Andrew Jackson wanted to eliminate the Negro Fort, but it was in Spanish territory. In April 1816 he informed the governor of West Florida that if the Spanish did not eliminate the fort, he would. The governor replied that he did not have the means at his disposal to take the fort. Jackson assigned Brig. Gen. Edmund Pendleton Gaines to deal with the fort. Gaines directed Col. Duncan Lamont Clinch to build Fort Scott on the Flint River just north of the Florida border.
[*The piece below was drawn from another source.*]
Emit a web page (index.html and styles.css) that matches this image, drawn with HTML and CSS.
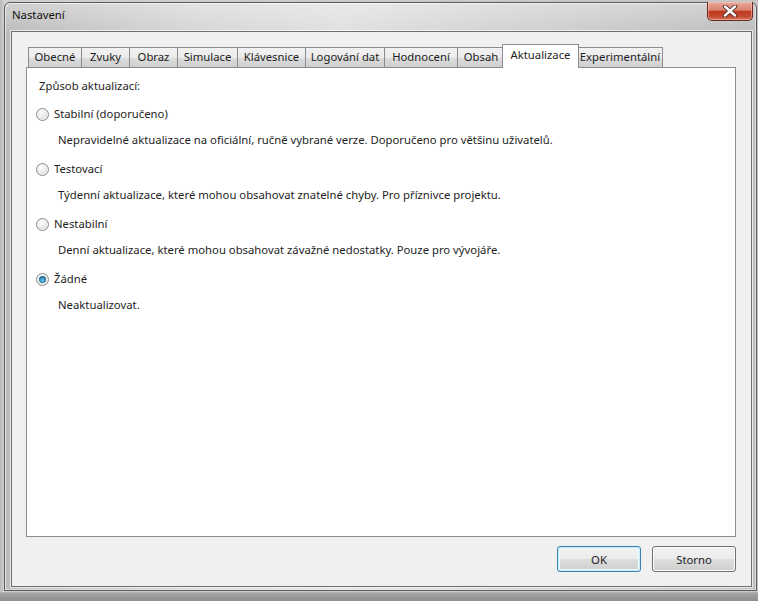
FILE: index.html
```html
<!DOCTYPE html>
<html lang="cs">
<head>
<meta charset="utf-8">
<title>Nastavení</title>
<link rel="stylesheet" href="styles.css">
</head>
<body>
<div class="desk">
  <div class="window">
    <div class="titlebar">
      <span class="title">Nastavení</span>
      <div class="close">
        <svg width="16" height="12" viewBox="0 0 16 12">
          <path d="M3 1.5 L13 10.5 M13 1.5 L3 10.5" stroke="#4a2a22" stroke-width="4.2" stroke-linecap="round"/>
          <path d="M3 1.5 L13 10.5 M13 1.5 L3 10.5" stroke="#ffffff" stroke-width="2.4" stroke-linecap="round"/>
        </svg>
      </div>
    </div>
    <div class="client">
      <div class="tabs">
        <div class="tab">Obecné</div>
        <div class="tab">Zvuky</div>
        <div class="tab">Obraz</div>
        <div class="tab">Simulace</div>
        <div class="tab">Klávesnice</div>
        <div class="tab">Logování dat</div>
        <div class="tab">Hodnocení</div>
        <div class="tab">Obsah</div>
        <div class="tab active">Aktualizace</div>
        <div class="tab">Experimentální</div>
      </div>
      <div class="panel">
        <div class="heading">Způsob aktualizací:</div>
        <div class="option first-option"><span class="radio"></span><span>Stabilní (doporučeno)</span></div>
        <div class="desc">Nepravidelné aktualizace na oficiální, ručně vybrané verze. Doporučeno pro většinu uživatelů.</div>
        <div class="option"><span class="radio"></span><span>Testovací</span></div>
        <div class="desc">Týdenní aktualizace, které mohou obsahovat znatelné chyby. Pro příznivce projektu.</div>
        <div class="option"><span class="radio"></span><span>Nestabilní</span></div>
        <div class="desc">Denní aktualizace, které mohou obsahovat závažné nedostatky. Pouze pro vývojáře.</div>
        <div class="option"><span class="radio checked"></span><span>Žádné</span></div>
        <div class="desc">Neaktualizovat.</div>
      </div>
      <div class="buttons">
        <button class="btn default">OK</button>
        <button class="btn">Storno</button>
      </div>
    </div>
  </div>
  <div class="behind"></div>
</div>
</body>
</html>
```
FILE: styles.css
```css
html, body {
  margin: 0;
  padding: 0;
}
body {
  width: 758px;
  height: 601px;
  overflow: hidden;
  font-family: "Noto Sans", "Open Sans", sans-serif;
  font-size: 11.3px;
  color: #1e1e1e;
  background: linear-gradient(to right, #b8b8b8 0, #d0d0d0 4px, #c4c4c4 100%);
}
.desk {
  width: 758px;
  height: 601px;
  padding-top: 2px;
  box-sizing: border-box;
}
.window {
  margin-left: 4px;
  width: 753px;
  height: 589px;
  box-sizing: border-box;
  border: 1px solid #5a5a5a;
  border-radius: 6px 6px 0 0;
  padding: 0 4px 3px 6px;
  background:
    linear-gradient(to bottom, rgba(255,255,255,0.3), rgba(255,255,255,0) 30px),
    linear-gradient(to right, #bcbcbc 0%, #d6d6d6 25%, #e0e0e0 45%, #d0d0d0 70%, #bdbdbd 100%);
  box-shadow: inset 1px 1px 0 rgba(255,255,255,0.6), inset -1px -1px 0 rgba(255,255,255,0.5);
  display: flex;
  flex-direction: column;
  position: relative;
  z-index: 1;
}
.titlebar {
  height: 28px;
  display: flex;
  align-items: flex-start;
  flex-shrink: 0;
}
.title {
  margin-top: 4px;
  padding-left: 1px;
  line-height: 16px;
  color: #111;
}
.close {
  margin-left: auto;
  margin-top: -1px;
  margin-right: -1px;
  width: 46px;
  height: 19px;
  box-sizing: border-box;
  border: 1px solid #6b2a1c;
  border-top: none;
  border-radius: 0 0 5px 5px;
  background: linear-gradient(to bottom, #e9a898 0%, #d9826d 45%, #c0391f 52%, #c44a32 80%, #d4735a 100%);
  box-shadow: inset 0 0 0 1px rgba(255,220,210,0.45);
  display: flex;
  align-items: center;
  justify-content: center;
}
.close svg {
  display: block;
}
.client {
  flex: 1;
  border: 1px solid #6e6e6e;
  background: #f0f0f0;
  padding: 12px 15px 0 14px;
  display: flex;
  flex-direction: column;
  box-shadow: 0 0 0 1px rgba(255,255,255,0.7);
}
.tabs {
  height: 23px;
  display: grid;
  grid-template-columns: 53px 48px 48px 60px 68px 79px 73px 47px 73px 85px;
  align-items: end;
  padding-left: 2px;
  position: relative;
  z-index: 2;
}
.tab {
  height: 20px;
  box-sizing: border-box;
  border: 1px solid #898c95;
  border-bottom: none;
  margin-right: -1px;
  line-height: 18px;
  text-align: center;
  white-space: nowrap;
  background: linear-gradient(to bottom, #f2f2f2 0%, #ebebeb 50%, #dddddd 51%, #cfcfcf 100%);
}
.tab.active {
  height: 24px;
  margin: 0 -2px -1px -2px;
  line-height: 20px;
  background: #ffffff;
  position: relative;
  z-index: 3;
}
.panel {
  height: 470px;
  box-sizing: border-box;
  border: 1px solid #898c95;
  background: #ffffff;
  padding: 10px 9px;
}
.heading {
  margin-left: 3px;
  line-height: 16px;
}
.option {
  display: flex;
  align-items: center;
  line-height: 16px;
  margin-top: 13px;
}
.option.first-option {
  margin-top: 12px;
}
.radio {
  width: 13px;
  height: 13px;
  box-sizing: border-box;
  border-radius: 50%;
  border: 1px solid #8a8a8a;
  background: radial-gradient(circle at 40% 35%, #ffffff 0%, #f0f0f0 35%, #cfcfcf 100%);
  margin-right: 5px;
  display: flex;
  align-items: center;
  justify-content: center;
  box-shadow: inset 0 0 0 1px #f4f4f4;
}
.radio.checked::after {
  content: "";
  width: 7px;
  height: 7px;
  border-radius: 50%;
  background: radial-gradient(circle at 50% 60%, #7fd4f2 0%, #2d86b4 45%, #163f63 100%);
}
.desc {
  margin-left: 22px;
  margin-top: 10px;
  line-height: 16px;
}
.buttons {
  display: flex;
  justify-content: flex-end;
  gap: 11px;
  margin-top: 9px;
}
.btn {
  width: 84px;
  height: 26px;
  box-sizing: border-box;
  border: 1px solid #707070;
  border-radius: 3px;
  font-family: "Noto Sans", "Open Sans", sans-serif;
  font-size: 11.3px;
  font-weight: 400;
  color: #1e1e1e;
  padding: 0;
  background: linear-gradient(to bottom, #f2f2f2 0%, #ebebeb 50%, #dddddd 51%, #cfcfcf 100%);
  box-shadow: inset 0 0 0 1px #fcfcfc;
}
.btn.default {
  border-color: #3c7fb1;
  box-shadow: inset 0 0 0 1px #c8eefc, inset 0 0 0 2px #e6f7fe;
}
.behind {
  height: 10px;
  background: linear-gradient(to bottom, #d8d8d8 0, #a6a6a6 2px, #8e8e8e 100%);
}
```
Gaines then made known his intention to supply Fort Scott from New Orleans via the Apalachicola River, which would mean passing through Spanish territory and past the Negro Fort. Gaines told Jackson that using the Apalachicola to supply Fort Scott would allow the U.S. Army to keep an eye on the Seminoles and the Negro Fort, and if the fort fired on the supply boats, it would give the Americans an excuse for destroying the fort.[11]
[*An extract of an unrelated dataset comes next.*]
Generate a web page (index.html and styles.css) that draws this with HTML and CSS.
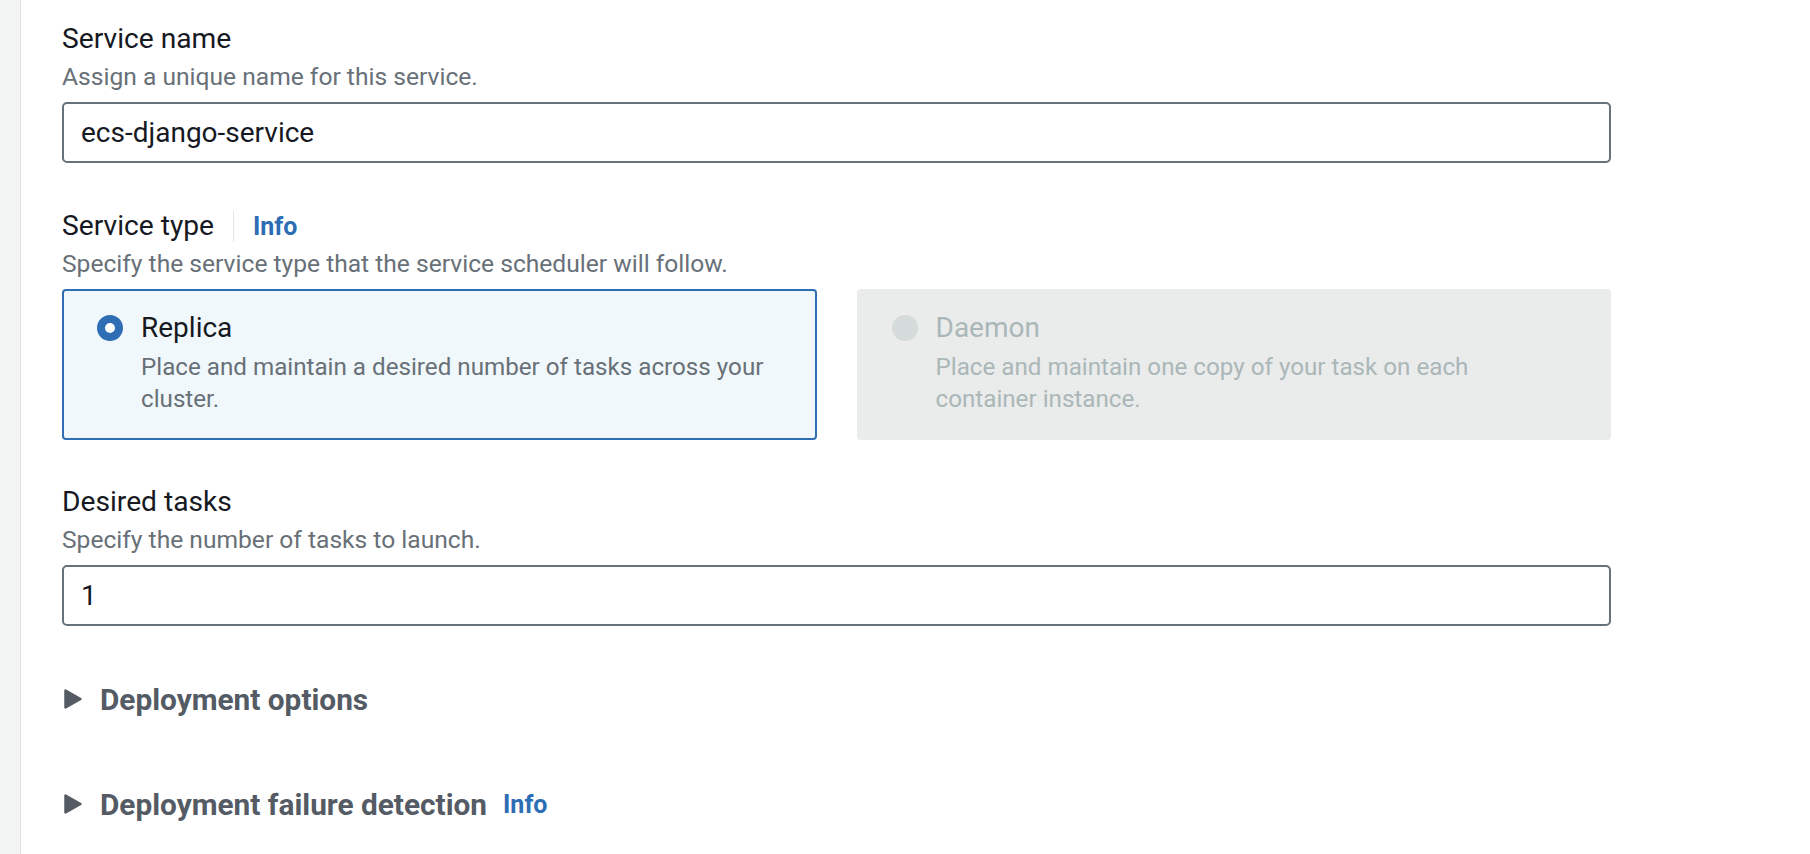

A supply fleet for Fort Scott reached the Apalachicola in July 1816. Clinch marched down the Apalachicola with a force of more than 100 American soldiers and about 150 friendly Creeks. The supply fleet met Clinch at the Negro Fort, and the two gunboats with the fleet took positions across the river from the fort. The blacks in the fort fired their cannon at the U.S. soldiers and their Creek allies, but had no training or experience in aiming the cannon. The Americans fired back, and the ninth shot fired by the gunboats, a "hot shot" (a cannon ball heated to a red glow), landed in the fort's powder magazine. The resulting explosion, which was heard more than 100 miles away in Pensacola, leveled the fort. Of about 320 people who had been in the fort, more than 250 died instantly, and many more died from their injuries soon after. After the destruction of the fort, the U.S. Army withdrew from Florida, but American squatters and outlaws carried out raids against the Seminoles, killing the Indians and stealing their slaves and cattle. Resentment over the killings and thefts committed by white Americans spread among the Seminoles, leading to retaliation, particularly stealing cattle back from the settlers. In February 1817, the Seminoles murdered a woman and her two small children on an isolated farm in southeastern Georgia.[12]

First Seminole War

See First Seminole War

Second Seminole War

See Second Seminole War

Third Seminole War

See Third Seminole War


  1. Milanich 1995. Pp. 213-231
  2. Missall 2004. Pp. 4-7.
  3. Missall. Pp. 10-12.
  4. Missall. Pp. 12-13, 18
  5. Missall. Pp. 13, 15-18.
  6. Missall. Pp. 16-20.
  7. Higgs
  8. Missall. Pp. 20.
  9. Missall. Pp. 21-22.
  10. Missall. Pp. 24-27.
  11. Missall. Pp. 27-28.
  12. Missall. Pp. 28-32.


See Bibliography.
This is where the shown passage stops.